Effective higher-dimensional algebra

Participants : Cyrille Chenavier, Pierre-Louis Curien, Yves Guiraud, Cédric Ho Thanh, Maxime Lucas, Philippe Malbos, Samuel Mimram, Jovana Obradović, Matthieu Sozeau.

Higher linear rewriting

Yves Guiraud and Philippe Malbos have completed a four-year long collaboration with Eric Hoffbeck (LAGA, Univ. Paris 13), whose aim was to develop a theory of rewriting in associative algebras, with a view towards applications in homological algebra. They adapted the known notion of polygraph  [70] to higher-dimensional associative algebras, and used these objects to develop a rewriting theory on associative algebras that generalises the two major tools for computations in algebras: Gröbner bases  [69] and Poincaré-Birkhoff-Witth bases  [106]. Then, they transposed the construction of [12], based on an extension of Squier's theorem  [109] in higher dimensions, to compute small polygraphic resolutions of associative algebras from convergent presentations. Finally, this construction has been related to the Koszul homological property, yielding necessary or sufficient conditions for an algebra to be Koszul. The resulting work has just been submitted for publication [48].
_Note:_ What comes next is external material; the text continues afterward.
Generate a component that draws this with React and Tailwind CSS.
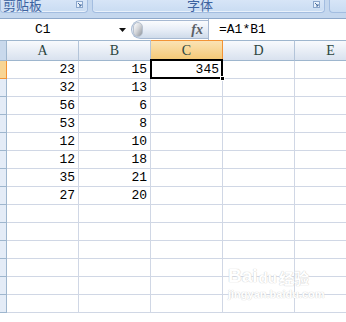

Cyrille Chenavier has continued his work on reduction operators, a functional point of view on rewriting in associative algebras initiated by Berger  [63], on which his PhD thesis was focused [4]. First, using the lattice structure of the reduction operators, he gave a new algebraic characterisation of confluence, and developed a new algorithm for completion, based on an iterated use of the meet-operation of the lattice [29]. Then he related this completion procedure to Faugère's F4 completion procedure for noncommutative Gröbner bases  [80]. Finally, he gave a construction of a linear basis of the space of syzygies of a set of reduction operations, and used this work to optimise his completion procedure [46].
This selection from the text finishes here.